The announcement of the IRA makes one consider many questions. According to the Rhodium group, if Congress passes this package, additional action from executive agencies and subnational actors can put the US’ target under the Paris Agreement of cutting emissions in half by 2030 within reach.

Does this then truly represent a new era of US climate leadership after 30 years of failure? Will the emissions reductions of the IRA hold up against pressures to promote ‘energy security’ amidst the ongoing Russian war, and the US’ own gas exporting ambitions?


Read more: India’s lakes, reservoirs losing more water every year & climate change may be to blame: Report


“Even though the bill invests billions of dollars in clean energy, it does not inherently displace the US fossil fuel expansion project and instead continues the era of the fossil fuel industry”, said the CCP. 

US investment in clean technology research and deployment will no doubt benefit the rest of the world, provide the right market signals, and drive faster adoption. In what specific ways can these benefit countries like India that are in desperate need of technology and financial support for decarbonisation?
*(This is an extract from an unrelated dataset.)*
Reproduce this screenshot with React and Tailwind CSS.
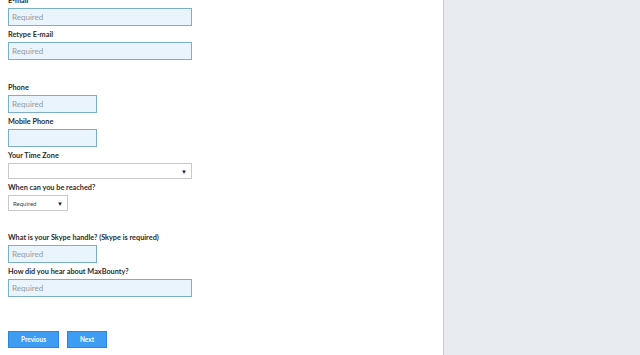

Moreover, the IRA does not specify climate finance as a domestic spending bill. Biden had pledged to provide $11.4 billion a year by 2024, but Congress had approved only $1 billion for 2022. So, while it cleans up its act domestically, the US cannot be allowed to forget its climate obligations overseas.

With this framing, we in the global south must be spectators to US domestic climate politics to assess how its choices at home will affect us many kilometres away. Ultimately, the stock of GHG emissions in the atmosphere does not know borders.